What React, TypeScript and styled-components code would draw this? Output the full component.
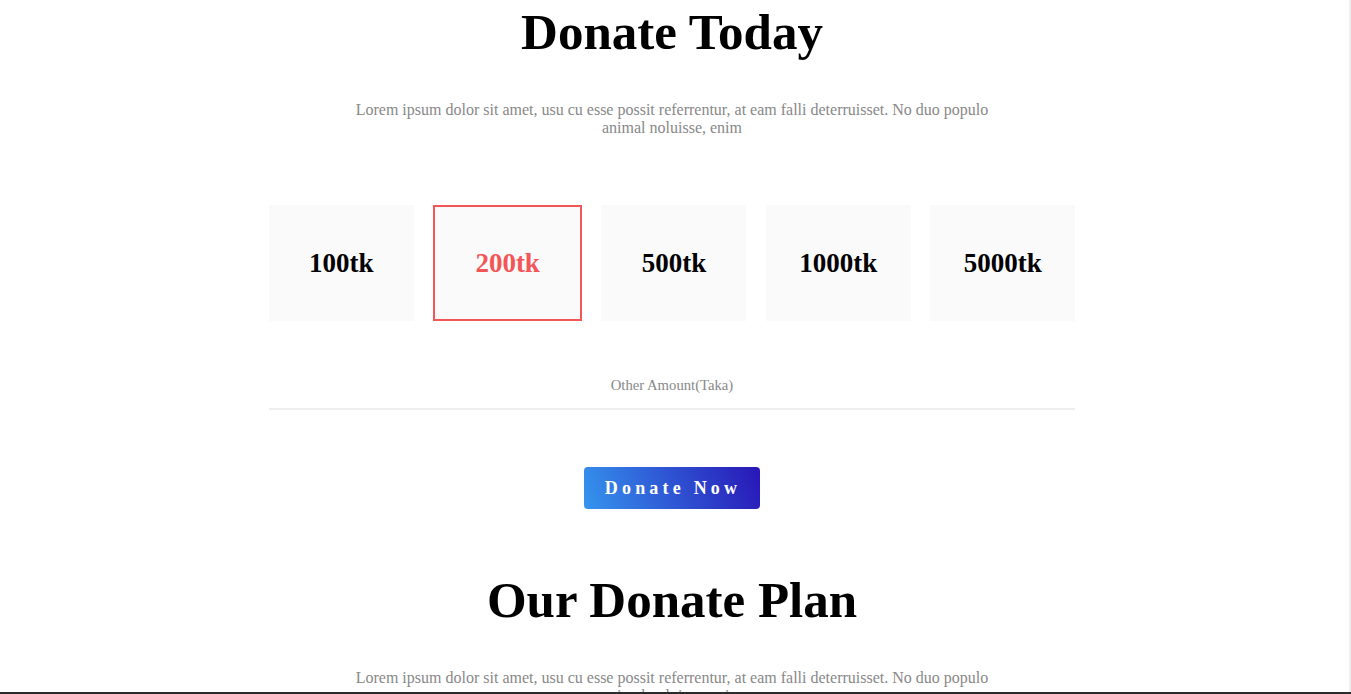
import { createGlobalStyle, styled } from "styled-components";

const GlobalStyle = createGlobalStyle`
    html, body {
        margin: 0;
        padding: 0;
        height: 100%;
        overflow: hidden;
        background: #fff;
    }
    body {
        font-family: "Liberation Serif", "Times New Roman", serif;
    }
`;

const Frame = styled.div`
    display: flex;
    height: 100vh;
`;

const Main = styled.main`
    flex: 1;
    overflow: hidden;
`;

const Track = styled.div`
    width: 5px;
    border-right: 2px solid #efefef;
`;

const BottomEdge = styled.div`
    position: fixed;
    left: 0;
    right: 0;
    bottom: 0;
    height: 2px;
    background: #2b2b2b;
`;

const Section = styled.section<{ top: number }>`
    display: flex;
    flex-direction: column;
    align-items: center;
    padding-top: ${props => props.top}px;
`;

const Title = styled.h1`
    margin: 0;
    font-size: 51px;
    font-weight: 700;
    color: #000;
    text-align: center;
`;

const Lead = styled.p`
    width: 50%;
    margin: 40px 0 0;
    font-size: 16px;
    color: #888;
    text-align: center;
`;

const Amounts = styled.div`
    width: 60%;
    margin-top: 68px;
    display: flex;
    justify-content: space-between;
`;

const Amount = styled.div<{ active?: boolean }>`
    box-sizing: border-box;
    width: ${props => props.active ? 149 : 145}px;
    height: 116px;
    display: flex;
    align-items: center;
    justify-content: center;
    background: #fafafa;
    border: ${props => props.active ? "2px solid #f25656" : "none"};
    font-size: 27px;
    font-weight: 700;
    color: ${props => props.active ? "#f25656" : "#000"};
`;

const OtherAmount = styled.input`
    box-sizing: border-box;
    width: 60%;
    height: 54px;
    margin-top: 35px;
    padding: 12px 0 6px;
    border: none;
    border-bottom: 2px solid #eeeeee;
    outline: none;
    background: transparent;
    font-family: "Liberation Serif", "Times New Roman", serif;
    font-size: 14.7px;
    text-align: center;

    &::placeholder {
        color: #888;
    }
`;

const DonateButton = styled.button`
    margin-top: 57px;
    padding: 11px 19px 10px 21px;
    border: none;
    border-radius: 4px;
    background: linear-gradient(70deg, #3595ee 0%, #2f5bd6 45%, #2816b6 100%);
    color: #fff;
    font-family: "Liberation Serif", "Times New Roman", serif;
    font-size: 18px;
    line-height: 21px;
    font-weight: 700;
    letter-spacing: 4.2px;
    cursor: pointer;
`;

const amounts = ["100tk", "200tk", "500tk", "1000tk", "5000tk"];

const lorem = "Lorem ipsum dolor sit amet, usu cu esse possit referrentur, at eam falli deterruisset. No duo populo animal noluisse, enim";

function App() {
    return (
        <>
            <GlobalStyle />
            <Frame>
                <Main>
                    <Section top={3}>
                        <Title>Donate Today</Title>
                        <Lead>{lorem}</Lead>
                        <Amounts>
                            {amounts.map(a => (
                                <Amount key={a} active={a === "200tk"}>{a}</Amount>
                            ))}
                        </Amounts>
                        <OtherAmount placeholder="Other Amount(Taka)" />
                        <DonateButton>Donate Now</DonateButton>
                    </Section>
                    <Section top={62}>
                        <Title>Our Donate Plan</Title>
                        <Lead>{lorem}</Lead>
                    </Section>
                </Main>
                <Track />
            </Frame>
            <BottomEdge />
        </>
    );
}

export default App;
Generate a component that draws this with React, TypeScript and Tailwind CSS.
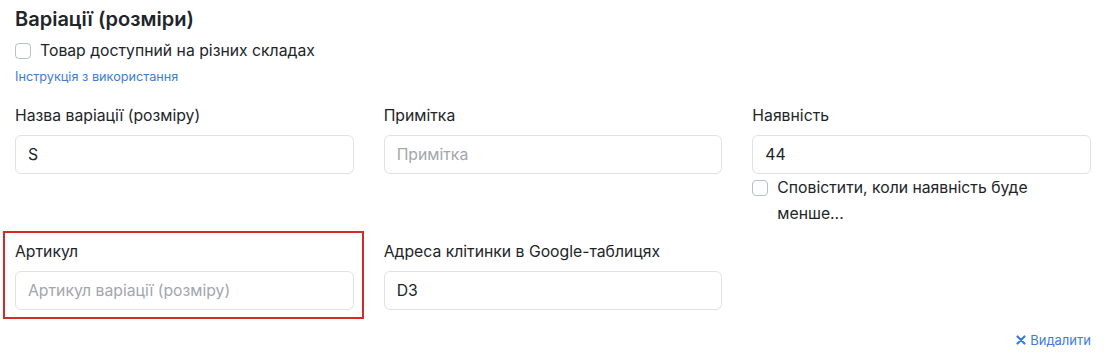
import React from "react";

const font = { fontFamily: "Inter, 'Noto Sans', sans-serif" };

function Field({ label, value, placeholder }: { label: string; value?: string; placeholder?: string }) {
  return (
    <div>
      <div className="text-[15.75px] leading-[22px] text-[#212529] mb-[8px]">{label}</div>
      <input
        readOnly
        value={value ?? ""}
        placeholder={placeholder}
        className="block w-full h-[39px] px-[12px] text-[15.75px] text-[#212529] placeholder:text-[#a3a6ab] border border-[#dee2e6] rounded-[6px] bg-white outline-none"
        style={font}
      />
    </div>
  );
}

function Check({ label }: { label: string }) {
  return (
    <label className="flex items-start gap-[9px] text-[15.75px] leading-[26px] text-[#212529]">
      <span className="mt-[5px] shrink-0 w-[16px] h-[16px] border border-[#b9bec4] rounded-[4px] bg-white" />
      <span>{label}</span>
    </label>
  );
}

export default function App() {
  return (
    <div className="bg-white w-[1106px] h-[360px] px-[15px] pt-[6px]" style={font}>
      <h2 className="text-[20px] leading-[26px] font-semibold text-[#212529]">Варіації (розміри)</h2>
      <div className="mt-[6px]">
        <Check label="Товар доступний на різних складах" />
      </div>
      <a className="block text-[12.7px] leading-[18px] text-[#3b7ddd] mt-[4px]">Інструкція з використання</a>
      <div className="grid grid-cols-3 gap-x-[30px] mt-[19px]">
        <Field label="Назва варіації (розміру)" value="S" />
        <Field label="Примітка" placeholder="Примітка" />
        <div>
          <Field label="Наявність" value="44" />
          <div className="mt-[1px]">
            <Check label="Сповістити, коли наявність буде менше..." />
          </div>
        </div>
        <div className="relative mt-[14px]">
          <div className="absolute left-[-12px] right-[-10px] top-[-10px] bottom-[-9px] border-2 border-[#d42a2a] pointer-events-none" />
          <Field label="Артикул" placeholder="Артикул варіації (розміру)" />
        </div>
        <div className="mt-[14px]">
          <Field label="Адреса клітинки в Google-таблицях" value="D3" />
        </div>
        <div />
      </div>
      <div className="flex justify-end mt-[21px]">
        <a className="flex items-center gap-[4px] text-[13px] leading-[18px] text-[#3b7ddd]">
          <svg width="10" height="10" viewBox="0 0 10 10">
            <path d="M1.5 1.5 L8.5 8.5 M8.5 1.5 L1.5 8.5" stroke="#3b7ddd" strokeWidth="2.2" strokeLinecap="round" />
          </svg>
          Видалити
        </a>
      </div>
    </div>
  );
}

════

(What to do)
Give an exact reproduction of every line, leaving out any picture.

(Result of this task)
What React, TypeScript and styled-components code would draw this? Output the full component.
import { createGlobalStyle, styled } from "styled-components";

const GlobalStyle = createGlobalStyle`
    html, body {
        margin: 0;
        padding: 0;
        height: 100%;
        overflow: hidden;
        background: #fff;
    }
    body {
        font-family: "Liberation Serif", "Times New Roman", serif;
    }
`;

const Frame = styled.div`
    display: flex;
    height: 100vh;
`;

const Main = styled.main`
    flex: 1;
    overflow: hidden;
`;

const Track = styled.div`
    width: 5px;
    border-right: 2px solid #efefef;
`;

const BottomEdge = styled.div`
    position: fixed;
    left: 0;
    right: 0;
    bottom: 0;
    height: 2px;
    background: #2b2b2b;
`;

const Section = styled.section<{ top: number }>`
    display: flex;
    flex-direction: column;
    align-items: center;
    padding-top: ${props => props.top}px;
`;

const Title = styled.h1`
    margin: 0;
    font-size: 51px;
    font-weight: 700;
    color: #000;
    text-align: center;
`;

const Lead = styled.p`
    width: 50%;
    margin: 40px 0 0;
    font-size: 16px;
    color: #888;
    text-align: center;
`;

const Amounts = styled.div`
    width: 60%;
    margin-top: 68px;
    display: flex;
    justify-content: space-between;
`;

const Amount = styled.div<{ active?: boolean }>`
    box-sizing: border-box;
    width: ${props => props.active ? 149 : 145}px;
    height: 116px;
    display: flex;
    align-items: center;
    justify-content: center;
    background: #fafafa;
    border: ${props => props.active ? "2px solid #f25656" : "none"};
    font-size: 27px;
    font-weight: 700;
    color: ${props => props.active ? "#f25656" : "#000"};
`;

const OtherAmount = styled.input`
    box-sizing: border-box;
    width: 60%;
    height: 54px;
    margin-top: 35px;
    padding: 12px 0 6px;
    border: none;
    border-bottom: 2px solid #eeeeee;
    outline: none;
    background: transparent;
    font-family: "Liberation Serif", "Times New Roman", serif;
    font-size: 14.7px;
    text-align: center;

    &::placeholder {
        color: #888;
    }
`;

const DonateButton = styled.button`
    margin-top: 57px;
    padding: 11px 19px 10px 21px;
    border: none;
    border-radius: 4px;
    background: linear-gradient(70deg, #3595ee 0%, #2f5bd6 45%, #2816b6 100%);
    color: #fff;
    font-family: "Liberation Serif", "Times New Roman", serif;
    font-size: 18px;
    line-height: 21px;
    font-weight: 700;
    letter-spacing: 4.2px;
    cursor: pointer;
`;

const amounts = ["100tk", "200tk", "500tk", "1000tk", "5000tk"];

const lorem = "Lorem ipsum dolor sit amet, usu cu esse possit referrentur, at eam falli deterruisset. No duo populo animal noluisse, enim";

function App() {
    return (
        <>
            <GlobalStyle />
            <Frame>
                <Main>
                    <Section top={3}>
                        <Title>Donate Today</Title>
                        <Lead>{lorem}</Lead>
                        <Amounts>
                            {amounts.map(a => (
                                <Amount key={a} active={a === "200tk"}>{a}</Amount>
                            ))}
                        </Amounts>
                        <OtherAmount placeholder="Other Amount(Taka)" />
                        <DonateButton>Donate Now</DonateButton>
                    </Section>
                    <Section top={62}>
                        <Title>Our Donate Plan</Title>
                        <Lead>{lorem}</Lead>
                    </Section>
                </Main>
                <Track />
            </Frame>
            <BottomEdge />
        </>
    );
}

export default App;
Generate a component that draws this with React, TypeScript and Tailwind CSS.
import React from "react";

const font = { fontFamily: "Inter, 'Noto Sans', sans-serif" };

function Field({ label, value, placeholder }: { label: string; value?: string; placeholder?: string }) {
  return (
    <div>
      <div className="text-[15.75px] leading-[22px] text-[#212529] mb-[8px]">{label}</div>
      <input
        readOnly
        value={value ?? ""}
        placeholder={placeholder}
        className="block w-full h-[39px] px-[12px] text-[15.75px] text-[#212529] placeholder:text-[#a3a6ab] border border-[#dee2e6] rounded-[6px] bg-white outline-none"
        style={font}
      />
    </div>
  );
}

function Check({ label }: { label: string }) {
  return (
    <label className="flex items-start gap-[9px] text-[15.75px] leading-[26px] text-[#212529]">
      <span className="mt-[5px] shrink-0 w-[16px] h-[16px] border border-[#b9bec4] rounded-[4px] bg-white" />
      <span>{label}</span>
    </label>
  );
}

export default function App() {
  return (
    <div className="bg-white w-[1106px] h-[360px] px-[15px] pt-[6px]" style={font}>
      <h2 className="text-[20px] leading-[26px] font-semibold text-[#212529]">Варіації (розміри)</h2>
      <div className="mt-[6px]">
        <Check label="Товар доступний на різних складах" />
      </div>
      <a className="block text-[12.7px] leading-[18px] text-[#3b7ddd] mt-[4px]">Інструкція з використання</a>
      <div className="grid grid-cols-3 gap-x-[30px] mt-[19px]">
        <Field label="Назва варіації (розміру)" value="S" />
        <Field label="Примітка" placeholder="Примітка" />
        <div>
          <Field label="Наявність" value="44" />
          <div className="mt-[1px]">
            <Check label="Сповістити, коли наявність буде менше..." />
          </div>
        </div>
        <div className="relative mt-[14px]">
          <div className="absolute left-[-12px] right-[-10px] top-[-10px] bottom-[-9px] border-2 border-[#d42a2a] pointer-events-none" />
          <Field label="Артикул" placeholder="Артикул варіації (розміру)" />
        </div>
        <div className="mt-[14px]">
          <Field label="Адреса клітинки в Google-таблицях" value="D3" />
        </div>
        <div />
      </div>
      <div className="flex justify-end mt-[21px]">
        <a className="flex items-center gap-[4px] text-[13px] leading-[18px] text-[#3b7ddd]">
          <svg width="10" height="10" viewBox="0 0 10 10">
            <path d="M1.5 1.5 L8.5 8.5 M8.5 1.5 L1.5 8.5" stroke="#3b7ddd" strokeWidth="2.2" strokeLinecap="round" />
          </svg>
          Видалити
        </a>
      </div>
    </div>
  );
}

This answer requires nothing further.